It's a funny old game, isn't it? I suppose we teachers must sound like those sportsmen and women we go on about their respective sports: "that's the beauty of snooker/cricket/all in mud wrestling, Clive, you never know what's going to happen next", sort of stuff. And so with the business of teaching. Seldom dull, you have to admit.
Heard a good one today - every now and then a colleague will pass on an anecdote that has survived the telling in countless staffrooms the land o'er - about a pupil working in "techie" in the old days (pre Health and Safety legislation). I hope it's true - and even if it's not, it tells a truth all the same.
The teacher explained how they were going to make a coffee table, the first step being to take a given length of wood and cut it into four equal parts for the legs.
Well, as you can guess, when Sir gets to wee Johnny he finds he has three pieces of wood roughly the same length, and one much shorter. "No, Johnny, they've all to be the same length, remember?" says our intrepid teacher.

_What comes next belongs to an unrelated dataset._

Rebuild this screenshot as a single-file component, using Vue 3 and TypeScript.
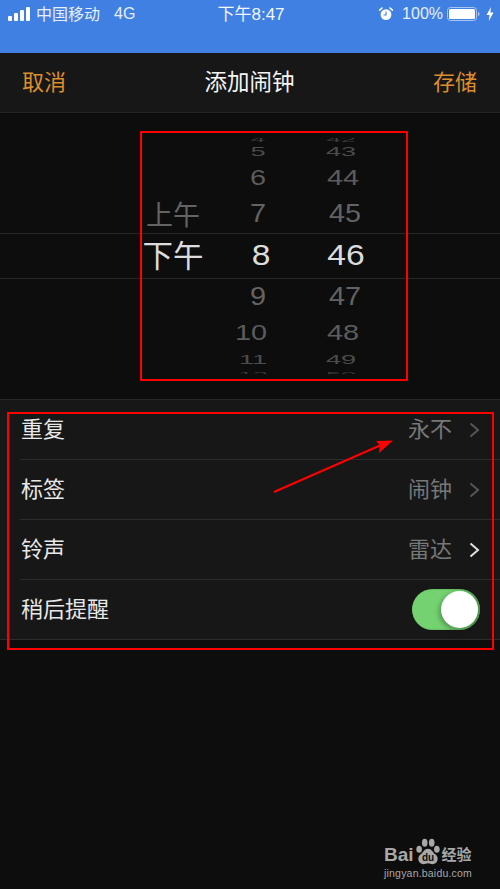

To which comes Johnny's reply, thereafter to live on in teacher lore: "Aye, and the plank wisnae long enough for them a' tae be the same length, wis it!"
Told well, this is funny - I hope - but it also sums up a truth about teaching, about teachers and about students which I think every teacher "gets" as soon as they hear it. I'm not sure I can quite put it into words... so, for those that have ears to hear etc, on you go.